There's no doubt that today's high speed trading culture means that the growth in cross product, cross market trade volumes, will lead to a continued debate around how the industry is regulated in 2012. As the volume of trading shows no sign of slowing, regulators will certainly continue to keep a close eye on any financial institution that is deemed to be manipulating the markets. This year we have seen institutions that have failed to deploy the necessary measures to keep up with regulatory changes in the market, despite the high profile fines shelled out. For example, the CME Group hit a trading firm with an $850,000 fine this week, for an algorithm that went wild and resulted in large sums of oil futures being purchased in quick succession.

Against this backdrop of high profile cases and eye watering fines, most leading investment banks, exchanges and brokerage firms are already getting their houses in order to comply with pending regulations, such as Dodd-Frank Act in the US, and now the EU's Markets in Financial Instruments Regulation (MiFIR). Following on from MiFID, MiFIR is a new financial regulation coming into force in 2013. Critically, this is a 'regulation' not a 'directive' to financial institutions, like MiFID. Despite the long lead time before implementation, all financial institutions will need at least a year to realign their trading strategies, which means that this must now be a priority if it is not already.
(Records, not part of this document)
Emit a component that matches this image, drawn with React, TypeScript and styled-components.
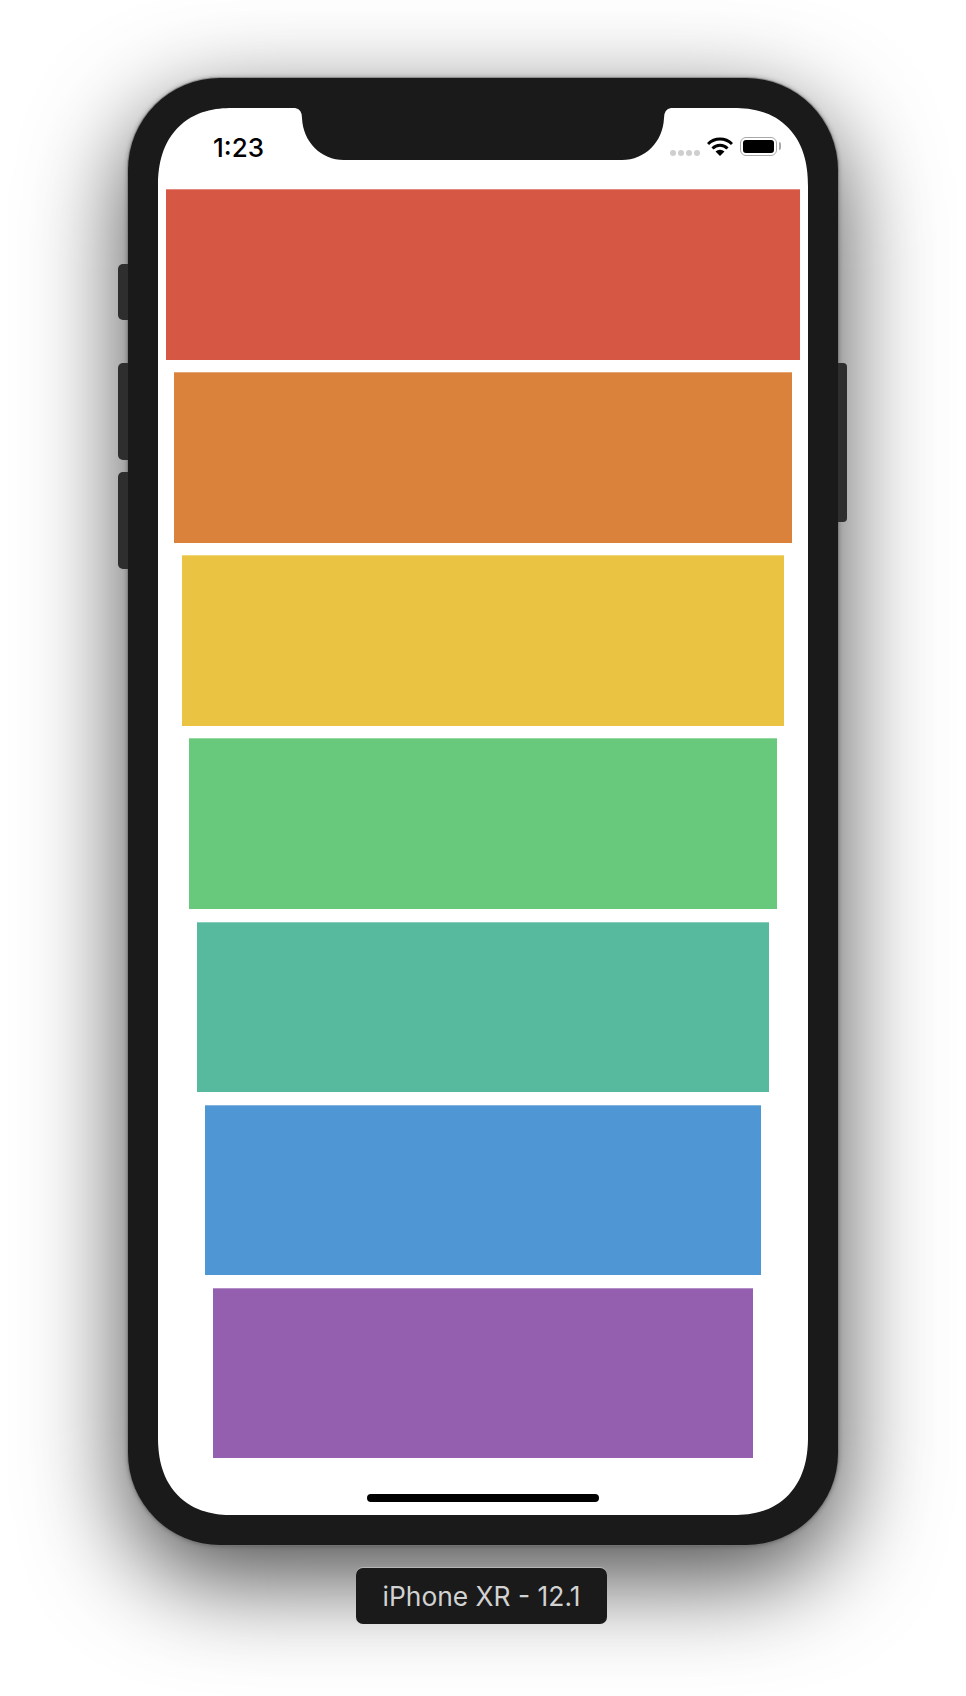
import React from "react";
import styled, { createGlobalStyle } from "styled-components";

const Global = createGlobalStyle`
  html, body { margin: 0; padding: 0; background: #fff; }
  body { font-family: Inter, "Liberation Sans", sans-serif; overflow: hidden; }
`;

const Page = styled.div`
  width: 966px;
  height: 1696px;
  padding-top: 78px;
  box-sizing: border-box;
  display: flex;
  flex-direction: column;
  align-items: center;
  overflow: hidden;
`;

const Device = styled.div`
  position: relative;
  width: 710px;
  height: 1467px;
  padding: 30px;
  box-sizing: border-box;
  display: flex;
  background: #1a1a1a;
  border-radius: 92px;
  box-shadow: 0 0 0 1px rgba(120, 120, 120, 0.6), 0 0 4px 1px rgba(0, 0, 0, 0.25),
    0 32px 100px rgba(0, 0, 0, 0.72);
`;

const SideButton = styled.div<{ $side: "left" | "right"; $top: number; $height: number }>`
  position: absolute;
  top: ${(p) => p.$top}px;
  height: ${(p) => p.$height}px;
  width: 10px;
  background: #2e2e2e;
  ${(p) =>
    p.$side === "left"
      ? "left: -10px; border-radius: 5px 0 0 5px;"
      : "right: -9px; width: 9px; border-radius: 0 4px 4px 0;"}
`;

const Screen = styled.div`
  position: relative;
  flex: 1;
  background: #fff;
  border-radius: 66px / 70px;
  overflow: hidden;
  display: flex;
  flex-direction: column;
  @supports (corner-shape: squircle) {
    border-radius: 74px / 78px;
    corner-shape: superellipse(1.2);
  }
`;

const NotchShape = styled.svg`
  position: absolute;
  top: 0;
  left: 134px;
  width: 382px;
  height: 52px;
`;

const StatusBar = styled.div`
  height: 81px;
  flex: none;
  box-sizing: border-box;
  padding: 25px 27px 0 55px;
  display: flex;
  justify-content: space-between;
  align-items: flex-start;
`;

const Time = styled.span`
  font-size: 26px;
  line-height: 30px;
  font-weight: 500;
  color: #000;
`;

const StatusIcons = styled.div`
  display: flex;
  align-items: flex-start;
  margin-top: 4px;
`;

const SignalDots = styled.div`
  display: flex;
  gap: 2px;
  margin-top: 13px;
  margin-right: 7px;
`;

const SignalDot = styled.span`
  width: 6px;
  height: 6px;
  border-radius: 50%;
  background: #cfcfcf;
`;

const WifiIcon = styled.svg`
  width: 26px;
  height: 19px;
  margin-right: 7px;
`;

const Battery = styled.div`
  position: relative;
  width: 37px;
  height: 19px;
  box-sizing: border-box;
  border: 1.5px solid #a8a8a8;
  border-radius: 6px;
  padding: 2px;
  display: flex;
  margin-right: 4px;
  &::after {
    content: "";
    position: absolute;
    right: -5px;
    top: 4px;
    width: 2px;
    height: 8px;
    background: #a8a8a8;
    border-radius: 0 2px 2px 0;
  }
`;

const BatteryFill = styled.div`
  flex: 1;
  background: #000;
  border-radius: 3px;
`;

const BarList = styled.div`
  flex: 1;
  display: flex;
  flex-direction: column;
  gap: 12.66px;
`;

const Bar = styled.div<{ $color: string; $inset: number }>`
  height: 170.5px;
  flex: none;
  margin: 0 ${(p) => p.$inset}px;
  background: ${(p) => p.$color};
  box-shadow: inset 0 1px 0 rgba(255, 255, 255, 0.3);
`;

const HomeIndicator = styled.div`
  flex: none;
  width: 232px;
  height: 8px;
  margin: 0 auto 13px;
  background: #000;
  border-radius: 4px;
`;

const DeviceLabel = styled.div`
  margin-top: 23px;
  margin-right: 3px;
  width: 251px;
  height: 56px;
  box-sizing: border-box;
  position: relative;
  display: flex;
  align-items: center;
  justify-content: center;
  background: #1a1a1a;
  border-radius: 7px;
  box-shadow: 0 -1px 0 rgba(255, 255, 255, 0.3);
  color: #d2d2d2;
  font-size: 26.4px;
  font-weight: 400;
`;

const bars = [
  { color: "#d75745", inset: 8 },
  { color: "#da813b", inset: 16 },
  { color: "#ebc343", inset: 24 },
  { color: "#68c97c", inset: 31 },
  { color: "#57b99d", inset: 39 },
  { color: "#4f96d5", inset: 47 },
  { color: "#945fae", inset: 55 },
];

export default function App() {
  return (
    <Page>
      <Global />
      <Device>
        <SideButton $side="left" $top={186} $height={56} />
        <SideButton $side="left" $top={285} $height={97} />
        <SideButton $side="left" $top={394} $height={97} />
        <SideButton $side="right" $top={285} $height={159} />
        <Screen>
          <NotchShape viewBox="0 0 382 52">
            <path
              d="M0 0 H3 Q10 1 10 10 C11 34 29 52 52 52 H330 C353 52 371 34 372 10 Q372 1 379 0 H382 Z"
              fill="#1a1a1a"
            />
          </NotchShape>
          <StatusBar>
            <Time>1:23</Time>
            <StatusIcons>
              <SignalDots>
                <SignalDot />
                <SignalDot />
                <SignalDot />
                <SignalDot />
              </SignalDots>
              <WifiIcon viewBox="0 0 26 19">
                <path d="M1 7 A17 17 0 0 1 25 7" fill="none" stroke="#000" strokeWidth="3" />
                <path d="M5.5 11.5 A10.5 10.5 0 0 1 20.5 11.5" fill="none" stroke="#000" strokeWidth="3" />
                <path d="M13 19 L8.5 14.6 A6.4 6.4 0 0 1 17.5 14.6 Z" fill="#000" />
              </WifiIcon>
              <Battery>
                <BatteryFill />
              </Battery>
            </StatusIcons>
          </StatusBar>
          <BarList>
            {bars.map((b) => (
              <Bar key={b.color} $color={b.color} $inset={b.inset} />
            ))}
          </BarList>
          <HomeIndicator />
        </Screen>
      </Device>
      <DeviceLabel>iPhone XR - 12.1</DeviceLabel>
    </Page>
  );
}
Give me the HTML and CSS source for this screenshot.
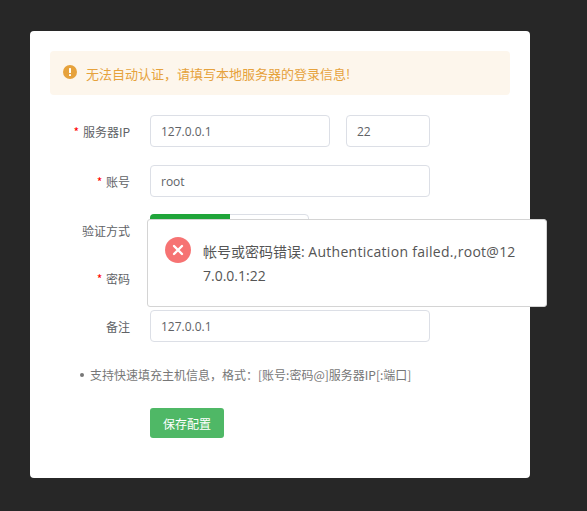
FILE: index.html
```html
<!DOCTYPE html>
<html lang="en">
<head>
  <meta charset="UTF-8">
  <title>服务器配置</title>
  <link rel="stylesheet" href="styles.css">
</head>
<body>
  <div id="app">
    <div class="card">
      <div class="alert">
        <svg class="alert-icon" width="14" height="14" viewBox="0 0 14 14">
          <circle cx="7" cy="7" r="7" fill="#e6a23c"></circle>
          <rect x="6" y="3" width="2" height="5" rx="0.6" fill="#fff"></rect>
          <rect x="6" y="9" width="2" height="2" rx="0.6" fill="#fff"></rect>
        </svg>
        <span>无法自动认证，请填写本地服务器的登录信息!</span>
      </div>

      <div class="row row-ip">
        <label class="label"><i>*</i> 服务器IP</label>
        <div class="input input-ip">127.0.0.1</div>
        <div class="input input-port">22</div>
      </div>
      <div class="row row-user">
        <label class="label"><i>*</i> 账号</label>
        <div class="input">root</div>
      </div>
      <div class="row row-auth">
        <label class="label">验证方式</label>
        <div class="segment">
          <div class="segment-on"></div>
        </div>
      </div>
      <div class="row row-pass">
        <label class="label"><i>*</i> 密码</label>
        <div class="input"></div>
      </div>
      <div class="row">
        <label class="label">备注</label>
        <div class="input">127.0.0.1</div>
      </div>

      <p class="tip"><b></b>支持快速填充主机信息，格式：[账号:密码@]服务器IP[:端口]</p>
      <button class="save">保存配置</button>
    </div>

    <div class="msg">
      <svg class="msg-icon" width="26" height="26" viewBox="0 0 26 26">
        <circle cx="13" cy="13" r="13" fill="#f56c6c" opacity="0.95"></circle>
        <path d="M9 9l8 8M17 9l-8 8" stroke="#fff" stroke-width="2.4" stroke-linecap="round"></path>
      </svg>
      <div class="msg-text">帐号或密码错误: <span class="msg-latin">Authentication failed.,root@</span>127.0.0.1:22</div>
    </div>
  </div>
</body>
</html>
```

FILE: styles.css
```css
* {
  box-sizing: border-box;
}
html, body {
  margin: 0;
  height: 100%;
  background-color: #272727;
}
body {
  font-family: "Noto Sans CJK SC", "Liberation Sans", sans-serif;
  font-size: 12px;
  color: #606266;
}
#app {
  position: relative;
  width: 587px;
  height: 511px;
  padding: 31px 0 0 30px;
  overflow: hidden;
}
.card {
  width: 500px;
  height: 447px;
  padding: 20px;
  background-color: #fff;
  border-radius: 4px;
}
.alert {
  display: flex;
  align-items: center;
  height: 44px;
  padding: 0 13px;
  margin-bottom: 20px;
  background-color: #fdf6ec;
  border-radius: 4px;
  color: #e6a23c;
  font-size: 13px;
}
.alert-icon {
  margin: -2px 9px 0 0;
  flex: none;
}
.row {
  display: flex;
  align-items: center;
  height: 32px;
  margin-bottom: 16px;
}
.row-ip {
  margin-bottom: 18px;
}
.row-user {
  margin-bottom: 17px;
}
.label {
  width: 80px;
  margin-right: 20px;
  text-align: right;
  font-size: 12px;
  color: #606266;
}
.label i {
  margin-right: 1px;
  font-style: normal;
  color: #f00;
}
.input {
  width: 280px;
  height: 32px;
  padding: 0 10px;
  line-height: 31px;
  font-family: "Open Sans", "Noto Sans CJK SC", sans-serif;
  font-size: 12px;
  color: #606266;
  border: 1px solid #dcdfe6;
  border-radius: 4px;
}
.input-ip {
  width: 180px;
  margin-right: 16px;
}
.input-port {
  width: 84px;
}
.segment {
  align-self: flex-start;
  width: 159px;
  height: 32px;
  border: 1px solid #dcdfe6;
  border-radius: 4px;
}
.segment-on {
  width: 80px;
  height: 32px;
  margin: -1px 0 0 -1px;
  background-color: #20a53a;
  border-radius: 4px 0 0 4px;
}
.tip {
  display: flex;
  align-items: center;
  margin: 24px 0 0 30px;
  font-size: 12px;
  color: #777;
  white-space: nowrap;
}
.tip b {
  width: 4px;
  height: 4px;
  margin-right: 6px;
  background-color: #777;
  border-radius: 50%;
}
.save {
  display: block;
  width: 74px;
  height: 30px;
  margin: 25px 0 0 100px;
  padding: 0;
  font-family: inherit;
  font-size: 12px;
  color: #fff;
  background-color: #4fb866;
  border: none;
  border-radius: 3px;
}
.msg {
  position: absolute;
  left: 147px;
  top: 219px;
  display: flex;
  width: 400px;
  height: 88px;
  padding: 17px 20px 0 17px;
  background-color: #fff;
  border: 1px solid #d4d4d4;
  border-radius: 3px;
}
.msg-icon {
  flex: none;
  margin-right: 12px;
}
.msg-text {
  width: 316px;
  margin-top: 3px;
  font-family: "Open Sans", "Noto Sans CJK SC", sans-serif;
  font-size: 14px;
  line-height: 24px;
  color: #555;
  word-break: break-all;
}
.msg-latin {
  letter-spacing: 0.28px;
}
```
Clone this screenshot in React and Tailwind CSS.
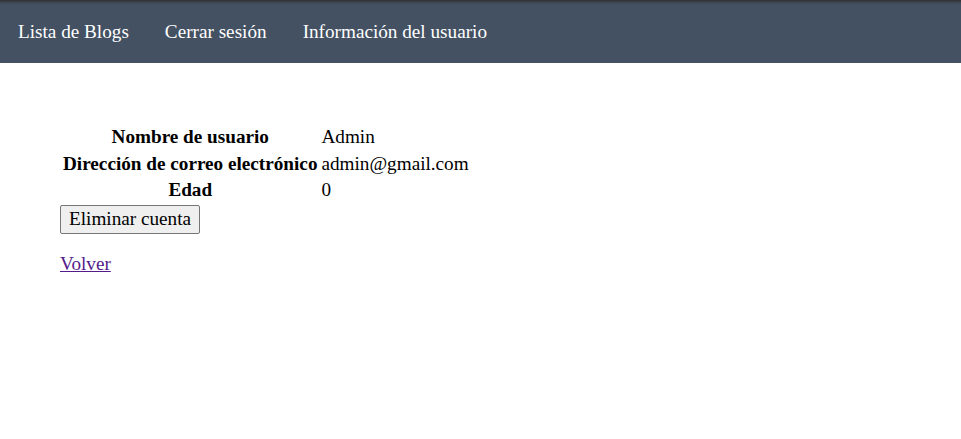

The growth of competition in trading and clearing will also gain further impetus when MIFiR comes into force; in particular, in the equities market, which has fragmented after the entry of several new trading platforms this year. More competition for providing market infrastructure increases the need to apply a consistent regulatory approach to different providers and ensure the correct trading standards are maintained in this fragmented environment.

The result of new regulations such as MiFiR will see organisations being forced to trade exotic products, including interest rate swaps (IRS) and collateralised debt obligations (CDO), on new “lit” exchanges, with an increased requirement for transparency and reporting. This is even before any new prices and reporting traffic comes out of the exchange. Such regulation will trigger yet more market data flows around the world's financial markets in 2012. In parallel many of the leading financial institutions are looking to improve connectivity into new markets in order to minimise latency for transactions. As a result, the need for greater market connectivity to new exchanges is imperative.

In summary, while increased fines by regulators have been a good thing for market transparency this year, increased regulation will not stop trading firms finding new scope for business. Looking ahead to 2012, an approach of clear and concise regulation alongside greater connectivity into new markets is what both financial institutions and regulators should be striving to achieve.